- [Aim] Pick out the lines below with "screenshot" and list them.

--- START OF Raw data ---

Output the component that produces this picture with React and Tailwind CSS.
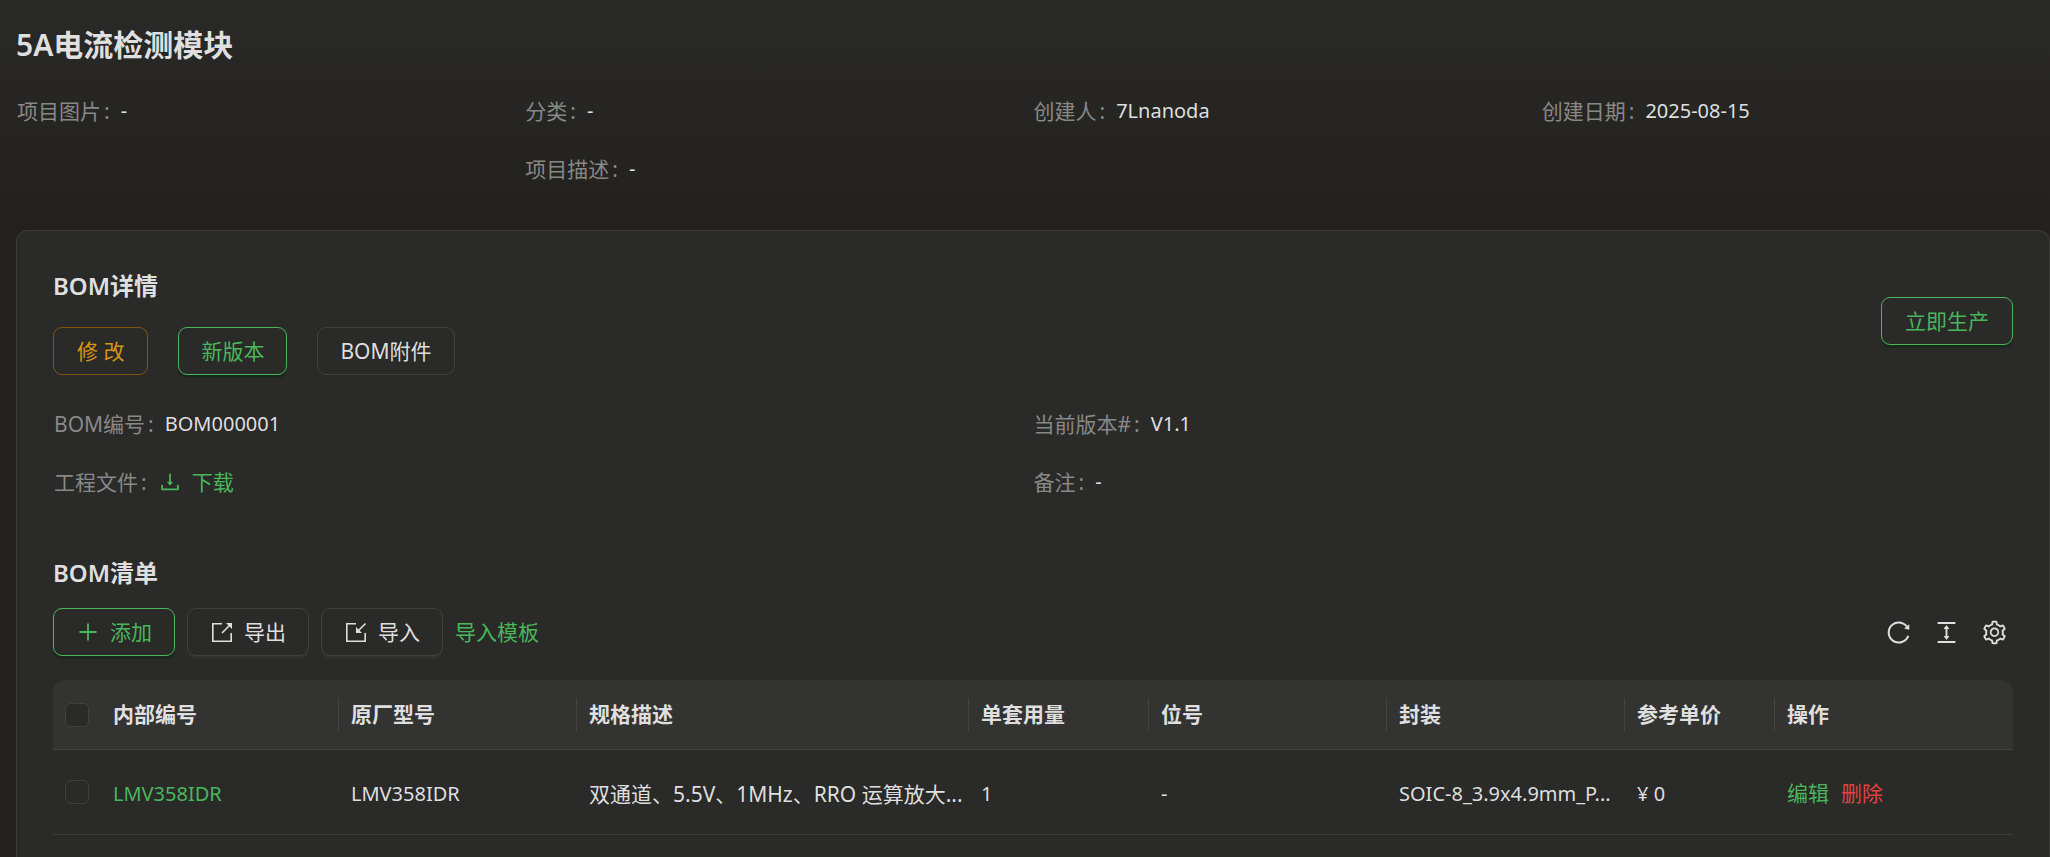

--- END OF Raw data ---
--- START OF Raw data ---

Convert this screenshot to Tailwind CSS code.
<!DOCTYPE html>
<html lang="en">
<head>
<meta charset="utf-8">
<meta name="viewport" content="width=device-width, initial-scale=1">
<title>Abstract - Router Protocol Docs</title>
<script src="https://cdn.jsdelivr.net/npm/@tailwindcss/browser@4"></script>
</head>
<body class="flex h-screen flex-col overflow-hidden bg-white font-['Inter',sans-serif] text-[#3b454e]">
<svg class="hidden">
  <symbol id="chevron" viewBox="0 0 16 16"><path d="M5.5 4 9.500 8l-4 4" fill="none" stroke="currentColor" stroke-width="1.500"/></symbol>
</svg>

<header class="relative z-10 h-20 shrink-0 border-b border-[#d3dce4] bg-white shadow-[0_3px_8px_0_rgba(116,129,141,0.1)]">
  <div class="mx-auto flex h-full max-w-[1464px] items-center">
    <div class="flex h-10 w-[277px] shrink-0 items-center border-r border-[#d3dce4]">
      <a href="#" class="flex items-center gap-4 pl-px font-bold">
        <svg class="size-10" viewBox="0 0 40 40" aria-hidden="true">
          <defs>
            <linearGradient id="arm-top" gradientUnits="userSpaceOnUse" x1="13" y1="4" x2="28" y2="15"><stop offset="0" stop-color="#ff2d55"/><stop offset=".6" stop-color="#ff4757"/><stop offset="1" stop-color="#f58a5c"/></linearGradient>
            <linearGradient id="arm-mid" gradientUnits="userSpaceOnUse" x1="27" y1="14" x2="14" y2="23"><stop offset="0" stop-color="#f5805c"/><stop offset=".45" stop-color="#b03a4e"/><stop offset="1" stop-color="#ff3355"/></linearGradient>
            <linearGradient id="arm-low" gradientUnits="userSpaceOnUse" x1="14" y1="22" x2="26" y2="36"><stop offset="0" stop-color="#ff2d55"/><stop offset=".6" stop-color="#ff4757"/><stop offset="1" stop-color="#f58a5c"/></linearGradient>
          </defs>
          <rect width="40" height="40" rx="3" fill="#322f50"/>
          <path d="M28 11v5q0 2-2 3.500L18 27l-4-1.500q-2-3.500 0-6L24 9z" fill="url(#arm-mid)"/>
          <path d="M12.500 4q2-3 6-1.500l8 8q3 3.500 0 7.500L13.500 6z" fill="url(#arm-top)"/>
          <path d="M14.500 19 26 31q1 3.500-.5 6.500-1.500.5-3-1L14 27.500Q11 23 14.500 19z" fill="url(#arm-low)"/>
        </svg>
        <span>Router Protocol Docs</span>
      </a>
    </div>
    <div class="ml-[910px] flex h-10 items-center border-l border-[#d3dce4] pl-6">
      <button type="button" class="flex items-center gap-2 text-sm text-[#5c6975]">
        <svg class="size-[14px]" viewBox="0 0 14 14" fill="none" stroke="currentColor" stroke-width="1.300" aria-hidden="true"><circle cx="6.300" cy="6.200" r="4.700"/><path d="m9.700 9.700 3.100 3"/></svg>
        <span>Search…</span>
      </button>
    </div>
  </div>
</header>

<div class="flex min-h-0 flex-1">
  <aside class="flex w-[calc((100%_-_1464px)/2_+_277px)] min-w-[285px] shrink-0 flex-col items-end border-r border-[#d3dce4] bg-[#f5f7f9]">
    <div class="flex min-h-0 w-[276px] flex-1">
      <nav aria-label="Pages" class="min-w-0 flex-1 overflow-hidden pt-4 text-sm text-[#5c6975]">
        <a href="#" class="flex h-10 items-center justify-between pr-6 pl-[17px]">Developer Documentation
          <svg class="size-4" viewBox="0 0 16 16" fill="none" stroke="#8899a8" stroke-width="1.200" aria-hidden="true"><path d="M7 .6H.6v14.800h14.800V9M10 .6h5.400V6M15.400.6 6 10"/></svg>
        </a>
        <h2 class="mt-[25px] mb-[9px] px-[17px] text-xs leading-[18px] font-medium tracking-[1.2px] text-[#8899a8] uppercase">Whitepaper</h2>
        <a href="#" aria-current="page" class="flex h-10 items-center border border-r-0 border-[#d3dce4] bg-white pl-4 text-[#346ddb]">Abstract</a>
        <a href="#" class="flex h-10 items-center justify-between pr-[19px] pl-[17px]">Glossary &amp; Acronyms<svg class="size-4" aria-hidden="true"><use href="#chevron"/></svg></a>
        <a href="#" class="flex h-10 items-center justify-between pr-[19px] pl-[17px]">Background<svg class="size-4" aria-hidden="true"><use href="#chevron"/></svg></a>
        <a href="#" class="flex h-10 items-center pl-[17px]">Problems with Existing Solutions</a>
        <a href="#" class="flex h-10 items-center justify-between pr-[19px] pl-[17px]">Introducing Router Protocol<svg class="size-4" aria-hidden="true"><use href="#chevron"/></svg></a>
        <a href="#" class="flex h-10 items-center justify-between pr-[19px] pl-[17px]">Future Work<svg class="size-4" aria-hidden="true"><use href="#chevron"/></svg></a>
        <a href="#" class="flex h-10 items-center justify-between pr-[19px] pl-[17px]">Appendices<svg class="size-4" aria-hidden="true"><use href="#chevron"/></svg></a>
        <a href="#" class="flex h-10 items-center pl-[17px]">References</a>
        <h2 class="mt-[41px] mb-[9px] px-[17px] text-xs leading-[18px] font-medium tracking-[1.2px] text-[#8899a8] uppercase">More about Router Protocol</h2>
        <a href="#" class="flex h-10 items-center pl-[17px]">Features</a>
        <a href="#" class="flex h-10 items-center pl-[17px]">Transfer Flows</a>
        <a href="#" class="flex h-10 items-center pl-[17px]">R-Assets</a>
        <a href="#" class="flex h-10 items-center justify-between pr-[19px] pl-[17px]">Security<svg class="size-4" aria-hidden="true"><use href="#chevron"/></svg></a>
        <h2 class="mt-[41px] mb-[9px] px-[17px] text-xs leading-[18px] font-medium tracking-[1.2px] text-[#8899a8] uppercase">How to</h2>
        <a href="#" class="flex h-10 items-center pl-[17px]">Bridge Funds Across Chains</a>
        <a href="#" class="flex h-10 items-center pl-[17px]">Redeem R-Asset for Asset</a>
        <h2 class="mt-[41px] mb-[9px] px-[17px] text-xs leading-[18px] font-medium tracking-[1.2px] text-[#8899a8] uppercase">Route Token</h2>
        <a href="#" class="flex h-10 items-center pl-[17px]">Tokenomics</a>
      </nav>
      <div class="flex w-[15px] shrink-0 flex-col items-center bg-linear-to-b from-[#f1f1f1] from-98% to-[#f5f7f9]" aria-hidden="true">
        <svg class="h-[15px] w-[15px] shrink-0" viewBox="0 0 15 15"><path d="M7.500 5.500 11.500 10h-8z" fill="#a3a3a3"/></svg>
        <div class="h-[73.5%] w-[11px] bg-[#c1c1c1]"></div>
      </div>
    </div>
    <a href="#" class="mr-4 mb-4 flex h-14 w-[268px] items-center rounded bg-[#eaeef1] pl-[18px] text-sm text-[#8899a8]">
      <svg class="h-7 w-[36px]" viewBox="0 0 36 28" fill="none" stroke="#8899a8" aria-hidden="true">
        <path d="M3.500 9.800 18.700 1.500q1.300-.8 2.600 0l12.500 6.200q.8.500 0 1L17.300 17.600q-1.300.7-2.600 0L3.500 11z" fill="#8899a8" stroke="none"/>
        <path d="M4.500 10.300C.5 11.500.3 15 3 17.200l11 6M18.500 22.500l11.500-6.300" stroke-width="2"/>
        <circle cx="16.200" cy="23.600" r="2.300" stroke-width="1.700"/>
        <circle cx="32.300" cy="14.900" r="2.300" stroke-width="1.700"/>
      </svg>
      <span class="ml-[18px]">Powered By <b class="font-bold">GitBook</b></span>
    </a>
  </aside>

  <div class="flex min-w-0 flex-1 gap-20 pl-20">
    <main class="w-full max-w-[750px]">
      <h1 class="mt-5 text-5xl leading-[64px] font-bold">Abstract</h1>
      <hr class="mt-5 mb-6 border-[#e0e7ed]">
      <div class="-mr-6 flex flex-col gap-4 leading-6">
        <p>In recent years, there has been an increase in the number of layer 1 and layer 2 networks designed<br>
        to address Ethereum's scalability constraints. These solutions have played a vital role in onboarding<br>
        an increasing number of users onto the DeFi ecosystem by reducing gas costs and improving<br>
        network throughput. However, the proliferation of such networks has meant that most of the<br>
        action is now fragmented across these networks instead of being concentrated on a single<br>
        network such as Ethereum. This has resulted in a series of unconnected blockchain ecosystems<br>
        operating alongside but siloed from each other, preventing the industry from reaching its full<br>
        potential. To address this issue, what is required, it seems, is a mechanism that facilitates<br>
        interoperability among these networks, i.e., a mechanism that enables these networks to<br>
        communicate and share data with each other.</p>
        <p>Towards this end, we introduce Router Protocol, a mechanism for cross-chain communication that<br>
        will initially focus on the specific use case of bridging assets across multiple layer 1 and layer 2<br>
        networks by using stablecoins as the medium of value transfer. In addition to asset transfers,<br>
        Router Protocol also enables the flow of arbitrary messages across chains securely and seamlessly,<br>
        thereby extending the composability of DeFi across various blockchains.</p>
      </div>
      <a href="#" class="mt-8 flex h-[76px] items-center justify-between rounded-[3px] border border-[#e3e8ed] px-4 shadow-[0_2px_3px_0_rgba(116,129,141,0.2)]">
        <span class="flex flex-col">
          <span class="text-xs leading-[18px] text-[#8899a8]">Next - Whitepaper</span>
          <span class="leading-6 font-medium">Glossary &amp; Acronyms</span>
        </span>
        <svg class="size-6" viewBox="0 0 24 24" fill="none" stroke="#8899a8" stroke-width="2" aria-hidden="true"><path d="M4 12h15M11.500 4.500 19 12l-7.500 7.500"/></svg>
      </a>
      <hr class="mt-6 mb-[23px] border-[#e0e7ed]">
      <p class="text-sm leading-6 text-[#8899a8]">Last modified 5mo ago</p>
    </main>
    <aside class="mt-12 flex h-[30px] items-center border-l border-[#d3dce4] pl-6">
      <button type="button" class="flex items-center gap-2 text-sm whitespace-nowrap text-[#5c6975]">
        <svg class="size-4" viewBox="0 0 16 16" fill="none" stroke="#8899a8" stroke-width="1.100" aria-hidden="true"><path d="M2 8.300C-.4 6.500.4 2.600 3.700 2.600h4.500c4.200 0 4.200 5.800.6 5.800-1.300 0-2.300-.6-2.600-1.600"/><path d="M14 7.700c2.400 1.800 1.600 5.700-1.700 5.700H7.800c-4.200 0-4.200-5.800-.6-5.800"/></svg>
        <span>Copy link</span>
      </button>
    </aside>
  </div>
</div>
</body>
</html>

--- END OF Raw data ---
--- START OF Raw data ---

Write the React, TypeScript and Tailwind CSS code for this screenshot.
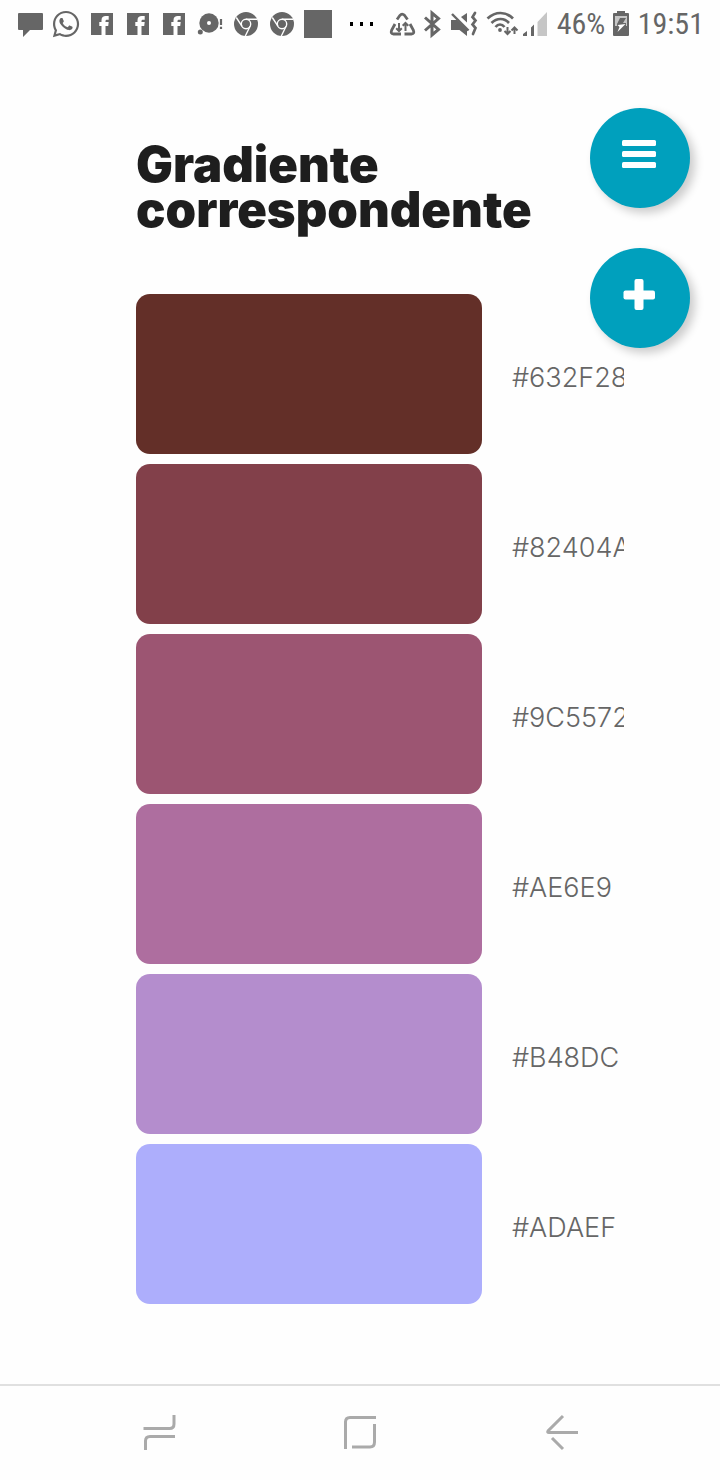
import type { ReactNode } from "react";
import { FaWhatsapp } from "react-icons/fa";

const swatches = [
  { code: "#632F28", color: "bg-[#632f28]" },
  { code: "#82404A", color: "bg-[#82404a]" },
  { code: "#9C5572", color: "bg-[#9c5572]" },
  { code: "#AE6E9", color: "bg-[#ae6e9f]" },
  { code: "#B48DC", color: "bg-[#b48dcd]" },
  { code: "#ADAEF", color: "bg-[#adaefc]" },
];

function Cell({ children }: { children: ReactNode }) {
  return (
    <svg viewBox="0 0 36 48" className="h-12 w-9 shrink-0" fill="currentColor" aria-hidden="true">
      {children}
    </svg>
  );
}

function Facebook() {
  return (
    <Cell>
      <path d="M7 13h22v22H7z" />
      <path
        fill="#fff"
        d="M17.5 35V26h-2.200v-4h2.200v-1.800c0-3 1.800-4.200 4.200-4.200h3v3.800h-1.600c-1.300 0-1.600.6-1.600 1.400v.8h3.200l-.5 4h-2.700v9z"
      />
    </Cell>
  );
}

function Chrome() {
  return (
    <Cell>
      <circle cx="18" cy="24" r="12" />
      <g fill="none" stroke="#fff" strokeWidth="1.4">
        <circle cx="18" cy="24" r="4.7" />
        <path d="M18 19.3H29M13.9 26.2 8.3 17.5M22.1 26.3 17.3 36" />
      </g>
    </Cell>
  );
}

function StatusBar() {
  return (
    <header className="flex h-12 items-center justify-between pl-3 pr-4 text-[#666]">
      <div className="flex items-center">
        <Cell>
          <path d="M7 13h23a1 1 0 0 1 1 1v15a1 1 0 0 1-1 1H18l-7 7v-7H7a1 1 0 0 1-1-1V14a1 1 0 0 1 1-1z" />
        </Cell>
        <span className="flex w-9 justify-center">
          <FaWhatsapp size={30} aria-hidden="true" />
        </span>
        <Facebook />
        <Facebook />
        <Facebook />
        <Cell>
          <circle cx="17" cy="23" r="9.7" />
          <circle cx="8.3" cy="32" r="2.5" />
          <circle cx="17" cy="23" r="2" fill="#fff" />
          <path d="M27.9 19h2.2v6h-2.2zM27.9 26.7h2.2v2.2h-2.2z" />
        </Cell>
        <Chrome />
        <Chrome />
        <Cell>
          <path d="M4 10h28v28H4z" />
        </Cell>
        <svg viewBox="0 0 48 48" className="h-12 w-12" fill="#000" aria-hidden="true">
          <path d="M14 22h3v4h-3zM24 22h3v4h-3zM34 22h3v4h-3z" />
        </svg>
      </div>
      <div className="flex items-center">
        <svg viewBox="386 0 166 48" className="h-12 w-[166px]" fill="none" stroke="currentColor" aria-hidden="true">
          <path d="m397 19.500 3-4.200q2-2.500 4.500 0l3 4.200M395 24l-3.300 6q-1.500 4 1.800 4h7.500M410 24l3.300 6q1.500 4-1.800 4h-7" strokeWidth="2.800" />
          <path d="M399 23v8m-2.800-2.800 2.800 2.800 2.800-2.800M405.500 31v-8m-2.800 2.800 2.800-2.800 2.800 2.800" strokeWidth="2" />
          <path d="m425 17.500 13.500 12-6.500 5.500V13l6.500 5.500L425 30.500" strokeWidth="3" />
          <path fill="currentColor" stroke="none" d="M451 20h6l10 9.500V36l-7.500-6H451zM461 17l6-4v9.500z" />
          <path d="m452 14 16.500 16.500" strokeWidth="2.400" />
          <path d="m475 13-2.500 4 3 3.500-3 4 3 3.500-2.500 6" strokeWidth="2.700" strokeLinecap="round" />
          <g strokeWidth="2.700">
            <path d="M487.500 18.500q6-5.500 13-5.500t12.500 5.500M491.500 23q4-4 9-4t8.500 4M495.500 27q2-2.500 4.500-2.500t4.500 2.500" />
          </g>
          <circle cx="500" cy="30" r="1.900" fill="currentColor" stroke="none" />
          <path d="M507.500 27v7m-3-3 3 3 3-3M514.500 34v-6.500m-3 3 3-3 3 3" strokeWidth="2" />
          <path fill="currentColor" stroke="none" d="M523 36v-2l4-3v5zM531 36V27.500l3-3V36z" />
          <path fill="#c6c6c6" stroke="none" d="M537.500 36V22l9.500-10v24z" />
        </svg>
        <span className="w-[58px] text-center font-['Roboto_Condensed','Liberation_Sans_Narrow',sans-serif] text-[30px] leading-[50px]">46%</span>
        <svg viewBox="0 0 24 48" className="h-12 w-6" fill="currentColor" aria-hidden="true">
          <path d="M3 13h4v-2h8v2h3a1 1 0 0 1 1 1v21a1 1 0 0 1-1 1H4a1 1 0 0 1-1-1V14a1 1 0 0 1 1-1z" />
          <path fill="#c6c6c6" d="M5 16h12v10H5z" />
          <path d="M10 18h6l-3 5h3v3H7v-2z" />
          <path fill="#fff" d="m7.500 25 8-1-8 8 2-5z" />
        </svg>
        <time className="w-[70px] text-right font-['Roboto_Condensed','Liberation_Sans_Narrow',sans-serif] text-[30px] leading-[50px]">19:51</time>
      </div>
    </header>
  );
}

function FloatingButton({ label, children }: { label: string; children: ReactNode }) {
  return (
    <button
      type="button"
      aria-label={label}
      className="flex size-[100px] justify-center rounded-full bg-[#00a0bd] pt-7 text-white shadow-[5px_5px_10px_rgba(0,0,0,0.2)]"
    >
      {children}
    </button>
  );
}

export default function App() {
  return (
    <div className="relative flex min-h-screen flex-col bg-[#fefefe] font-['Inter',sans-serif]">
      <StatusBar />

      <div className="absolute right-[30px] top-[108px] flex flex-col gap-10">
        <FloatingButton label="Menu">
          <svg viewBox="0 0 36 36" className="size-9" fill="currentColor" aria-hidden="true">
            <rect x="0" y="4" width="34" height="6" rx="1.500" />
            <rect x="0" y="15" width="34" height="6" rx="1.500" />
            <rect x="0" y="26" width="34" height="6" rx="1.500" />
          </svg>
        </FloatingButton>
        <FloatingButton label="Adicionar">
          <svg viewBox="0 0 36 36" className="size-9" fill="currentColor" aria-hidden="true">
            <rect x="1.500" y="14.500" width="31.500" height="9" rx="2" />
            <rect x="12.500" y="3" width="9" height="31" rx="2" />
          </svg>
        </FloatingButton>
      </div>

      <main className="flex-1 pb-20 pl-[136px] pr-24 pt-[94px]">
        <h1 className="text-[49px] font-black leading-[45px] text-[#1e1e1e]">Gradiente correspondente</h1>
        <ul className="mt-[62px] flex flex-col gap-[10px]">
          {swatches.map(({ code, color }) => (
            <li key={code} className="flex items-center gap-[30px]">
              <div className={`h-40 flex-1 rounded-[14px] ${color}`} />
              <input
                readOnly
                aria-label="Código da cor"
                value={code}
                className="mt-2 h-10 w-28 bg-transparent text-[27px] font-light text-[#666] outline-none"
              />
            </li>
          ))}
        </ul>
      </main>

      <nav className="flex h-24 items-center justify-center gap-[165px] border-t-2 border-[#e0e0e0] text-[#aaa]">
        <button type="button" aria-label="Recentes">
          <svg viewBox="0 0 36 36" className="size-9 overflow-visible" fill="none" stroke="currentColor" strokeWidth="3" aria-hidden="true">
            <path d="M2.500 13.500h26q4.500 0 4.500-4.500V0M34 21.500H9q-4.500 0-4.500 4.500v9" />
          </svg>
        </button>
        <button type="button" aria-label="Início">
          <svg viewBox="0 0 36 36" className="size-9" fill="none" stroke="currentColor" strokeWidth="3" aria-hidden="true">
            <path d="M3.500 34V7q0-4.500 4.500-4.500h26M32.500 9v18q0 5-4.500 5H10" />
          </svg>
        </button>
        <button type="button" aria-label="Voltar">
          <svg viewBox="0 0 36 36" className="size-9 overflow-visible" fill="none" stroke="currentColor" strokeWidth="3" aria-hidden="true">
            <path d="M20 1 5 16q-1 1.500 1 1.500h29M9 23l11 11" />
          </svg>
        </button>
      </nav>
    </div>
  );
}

--- END OF Raw data ---

- [Solution to this problem]
Convert this screenshot to Tailwind CSS code.
Write the React, TypeScript and Tailwind CSS code for this screenshot.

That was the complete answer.